• [TASK INSTRUCTIONS]: Return all of the data exactly as written, without the pictures.

• [DATA]:
* BEGIN *

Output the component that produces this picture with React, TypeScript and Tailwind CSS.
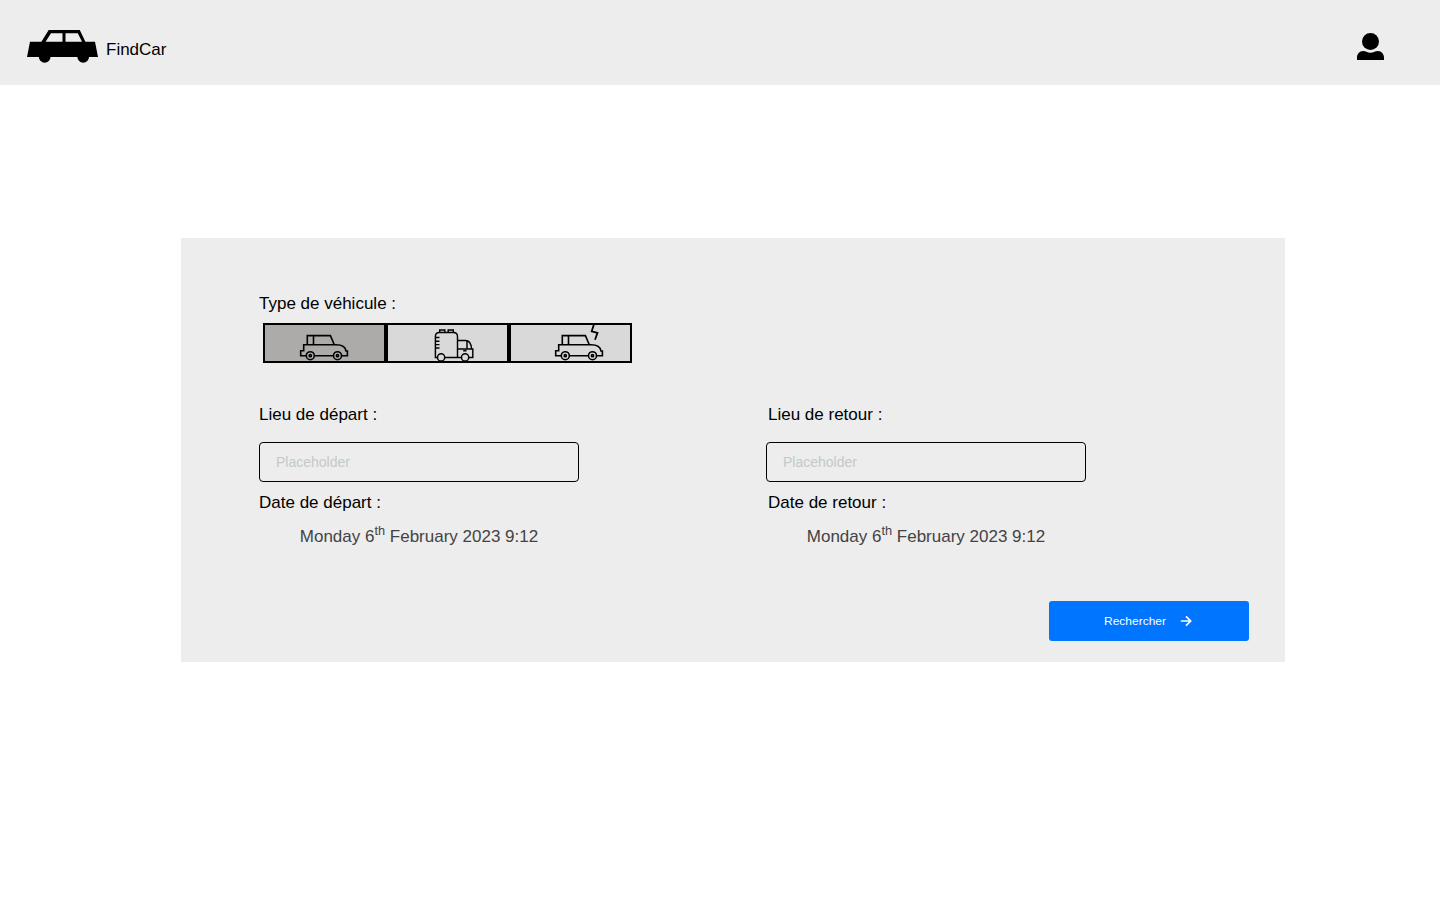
import React from "react";

function CarLogo() {
  return (
    <svg className="h-[34px] w-[72px]" viewBox="27 30 72 34">
      <path
        fillRule="evenodd"
        d="M48.7 30H79.8L85.4 41.7H95L98 57H27L30 41.7H41.4ZM51 33.2L45.6 41.7H62.5V33.2ZM65.5 33.2V41.7H82L77.8 33.2Z"
      />
      <circle cx="44.7" cy="57" r="5.8" />
      <circle cx="83.2" cy="57" r="5.8" />
    </svg>
  );
}

function UserIcon() {
  return (
    <svg className="h-7 w-7" viewBox="1357 33 28 28">
      <circle cx="1370.5" cy="41.5" r="8.5" />
      <path d="M1357 60V57.5C1357 54 1359.5 51.3 1363 51.1C1366 51.1 1367 52.8 1370.5 52.8C1374 52.8 1375 51.1 1378 51.1C1381.5 51.3 1384 54 1384 57.5V60Z" />
    </svg>
  );
}

function CarShape() {
  return (
    <>
      <path d="M306.2 355.7H300.7V350.7H303.7V344.7H335C341 344.5 345.5 346 346 351H347.4V355.7H341.5M333.2 355.7H314.5" />
      <path d="M307.3 344.7V335.6H330.4L334.3 344.7M313.5 335.6V344.7" />
      <circle cx="310.3" cy="355.7" r="4" />
      <circle cx="310.3" cy="355.7" r="1.1" />
      <circle cx="337.5" cy="355.7" r="4" />
      <circle cx="337.5" cy="355.7" r="1.1" />
    </>
  );
}

function CarIcon() {
  return (
    <svg className="h-9 w-[119px]" viewBox="265 325 119 36" fill="none" stroke="black" strokeWidth="1.6">
      <CarShape />
    </svg>
  );
}

function TruckIcon() {
  return (
    <svg className="h-9 w-[119px]" viewBox="388 325 119 36" fill="none" stroke="black" strokeWidth="1.45">
      <path d="M437.2 357.4H435.4V336.5Q435.4 332.5 439.4 332.5H453.5Q457.5 332.5 457.5 336.5V357.4M445 357.4H461.3M468.9 357.4H472.8V349H457.5M457.5 340.4H465.5Q471 340.4 471.6 349M467 340.4V349" />
      <path d="M439.7 332.3V330H444.8V332.3M448.2 332.3V330H453.3V332.3" />
      <path d="M435.4 337.5H439.5M435.4 341.2H439.5M435.4 344.6H439.5M435.4 348H439.5M463.2 350.8H466.5" />
      <circle cx="441.1" cy="357.4" r="3.6" />
      <circle cx="465.1" cy="357.4" r="3.6" />
    </svg>
  );
}

function ElectricCarIcon() {
  return (
    <svg className="h-9 w-[119px]" viewBox="511 325 119 36" fill="none" stroke="black" strokeWidth="1.6">
      <g transform="translate(255 0)">
        <CarShape />
      </g>
      <path strokeWidth="1.8" d="M593.9 324.5L591.7 331.3L597.5 332.8L595 339.7" />
    </svg>
  );
}

function Trip({ place, date, labelClass }: { place: string; date: string; labelClass: string }) {
  return (
    <div className="w-80">
      <label className={`block h-6 leading-6 ${labelClass}`}>{place}</label>
      <input
        type="text"
        placeholder="Placeholder"
        className="mt-[15px] block h-10 w-full rounded border border-black bg-transparent px-4 text-sm placeholder:text-[#c3c9c9]"
      />
      <div className={`mt-[9px] h-6 leading-6 ${labelClass}`}>{date}</div>
      <div className="mt-2.5 h-6 text-center leading-6 text-[#434343]">
        Monday 6<sup className="top-[-7px] text-[12.75px]">th</sup> February 2023 9:12
      </div>
    </div>
  );
}

export default function App() {
  return (
    <div className="min-h-screen bg-white font-['Liberation_Sans',Arial,sans-serif] text-[17px] text-black">
      <header className="flex h-[85px] items-start justify-between bg-[#ededed] pl-[27px] pr-[55px]">
        <div className="flex pt-[30px]">
          <CarLogo />
          <span className="ml-[7px] mt-2 leading-6">FindCar</span>
        </div>
        <button className="mt-[33px]" aria-label="Profil">
          <UserIcon />
        </button>
      </header>
      <main className="ml-[181px] mt-[153px] flex h-[424px] w-[1104px] flex-col bg-[#ededed] pl-[78px] pr-9 pt-[54px]">
        <div className="h-6 leading-6">Type de véhicule :</div>
        <div className="ml-1 mt-[7px] flex">
          <button className="h-10 w-[123px] border-2 border-black bg-[#acaba9]"><CarIcon /></button>
          <button className="h-10 w-[123px] border-2 border-black bg-[#d9d9d9]"><TruckIcon /></button>
          <button className="h-10 w-[123px] border-2 border-black bg-[#d9d9d9]"><ElectricCarIcon /></button>
        </div>
        <div className="mt-10 flex gap-[187px]">
          <Trip place="Lieu de départ :" date="Date de départ :" labelClass="pl-0" />
          <Trip place="Lieu de retour :" date="Date de retour :" labelClass="pl-0.5" />
        </div>
        <button className="mt-[52px] flex h-10 w-[200px] items-center self-end rounded-[3px] bg-[#0075ff] pl-[55px] text-[12px] text-white">
          <span className="w-[62px] scale-y-[0.92] text-left">Rechercher</span>
          <svg className="ml-[14px] h-3 w-3" viewBox="0 0 12 12" fill="none" stroke="white" strokeWidth="1.7">
            <path d="M0.8 6H10.5M6 1.3L10.7 6L6 10.7" />
          </svg>
        </button>
      </main>
    </div>
  );
}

* END *

• [RESPONSE TO THIS EXERCISE]:
Output the component that produces this picture with React, TypeScript and Tailwind CSS.
import React from "react";

function CarLogo() {
  return (
    <svg className="h-[34px] w-[72px]" viewBox="27 30 72 34">
      <path
        fillRule="evenodd"
        d="M48.7 30H79.8L85.4 41.7H95L98 57H27L30 41.7H41.4ZM51 33.2L45.6 41.7H62.5V33.2ZM65.5 33.2V41.7H82L77.8 33.2Z"
      />
      <circle cx="44.7" cy="57" r="5.8" />
      <circle cx="83.2" cy="57" r="5.8" />
    </svg>
  );
}

function UserIcon() {
  return (
    <svg className="h-7 w-7" viewBox="1357 33 28 28">
      <circle cx="1370.5" cy="41.5" r="8.5" />
      <path d="M1357 60V57.5C1357 54 1359.5 51.3 1363 51.1C1366 51.1 1367 52.8 1370.5 52.8C1374 52.8 1375 51.1 1378 51.1C1381.5 51.3 1384 54 1384 57.5V60Z" />
    </svg>
  );
}

function CarShape() {
  return (
    <>
      <path d="M306.2 355.7H300.7V350.7H303.7V344.7H335C341 344.5 345.5 346 346 351H347.4V355.7H341.5M333.2 355.7H314.5" />
      <path d="M307.3 344.7V335.6H330.4L334.3 344.7M313.5 335.6V344.7" />
      <circle cx="310.3" cy="355.7" r="4" />
      <circle cx="310.3" cy="355.7" r="1.1" />
      <circle cx="337.5" cy="355.7" r="4" />
      <circle cx="337.5" cy="355.7" r="1.1" />
    </>
  );
}

function CarIcon() {
  return (
    <svg className="h-9 w-[119px]" viewBox="265 325 119 36" fill="none" stroke="black" strokeWidth="1.6">
      <CarShape />
    </svg>
  );
}

function TruckIcon() {
  return (
    <svg className="h-9 w-[119px]" viewBox="388 325 119 36" fill="none" stroke="black" strokeWidth="1.45">
      <path d="M437.2 357.4H435.4V336.5Q435.4 332.5 439.4 332.5H453.5Q457.5 332.5 457.5 336.5V357.4M445 357.4H461.3M468.9 357.4H472.8V349H457.5M457.5 340.4H465.5Q471 340.4 471.6 349M467 340.4V349" />
      <path d="M439.7 332.3V330H444.8V332.3M448.2 332.3V330H453.3V332.3" />
      <path d="M435.4 337.5H439.5M435.4 341.2H439.5M435.4 344.6H439.5M435.4 348H439.5M463.2 350.8H466.5" />
      <circle cx="441.1" cy="357.4" r="3.6" />
      <circle cx="465.1" cy="357.4" r="3.6" />
    </svg>
  );
}

function ElectricCarIcon() {
  return (
    <svg className="h-9 w-[119px]" viewBox="511 325 119 36" fill="none" stroke="black" strokeWidth="1.6">
      <g transform="translate(255 0)">
        <CarShape />
      </g>
      <path strokeWidth="1.8" d="M593.9 324.5L591.7 331.3L597.5 332.8L595 339.7" />
    </svg>
  );
}

function Trip({ place, date, labelClass }: { place: string; date: string; labelClass: string }) {
  return (
    <div className="w-80">
      <label className={`block h-6 leading-6 ${labelClass}`}>{place}</label>
      <input
        type="text"
        placeholder="Placeholder"
        className="mt-[15px] block h-10 w-full rounded border border-black bg-transparent px-4 text-sm placeholder:text-[#c3c9c9]"
      />
      <div className={`mt-[9px] h-6 leading-6 ${labelClass}`}>{date}</div>
      <div className="mt-2.5 h-6 text-center leading-6 text-[#434343]">
        Monday 6<sup className="top-[-7px] text-[12.75px]">th</sup> February 2023 9:12
      </div>
    </div>
  );
}

export default function App() {
  return (
    <div className="min-h-screen bg-white font-['Liberation_Sans',Arial,sans-serif] text-[17px] text-black">
      <header className="flex h-[85px] items-start justify-between bg-[#ededed] pl-[27px] pr-[55px]">
        <div className="flex pt-[30px]">
          <CarLogo />
          <span className="ml-[7px] mt-2 leading-6">FindCar</span>
        </div>
        <button className="mt-[33px]" aria-label="Profil">
          <UserIcon />
        </button>
      </header>
      <main className="ml-[181px] mt-[153px] flex h-[424px] w-[1104px] flex-col bg-[#ededed] pl-[78px] pr-9 pt-[54px]">
        <div className="h-6 leading-6">Type de véhicule :</div>
        <div className="ml-1 mt-[7px] flex">
          <button className="h-10 w-[123px] border-2 border-black bg-[#acaba9]"><CarIcon /></button>
          <button className="h-10 w-[123px] border-2 border-black bg-[#d9d9d9]"><TruckIcon /></button>
          <button className="h-10 w-[123px] border-2 border-black bg-[#d9d9d9]"><ElectricCarIcon /></button>
        </div>
        <div className="mt-10 flex gap-[187px]">
          <Trip place="Lieu de départ :" date="Date de départ :" labelClass="pl-0" />
          <Trip place="Lieu de retour :" date="Date de retour :" labelClass="pl-0.5" />
        </div>
        <button className="mt-[52px] flex h-10 w-[200px] items-center self-end rounded-[3px] bg-[#0075ff] pl-[55px] text-[12px] text-white">
          <span className="w-[62px] scale-y-[0.92] text-left">Rechercher</span>
          <svg className="ml-[14px] h-3 w-3" viewBox="0 0 12 12" fill="none" stroke="white" strokeWidth="1.7">
            <path d="M0.8 6H10.5M6 1.3L10.7 6L6 10.7" />
          </svg>
        </button>
      </main>
    </div>
  );
}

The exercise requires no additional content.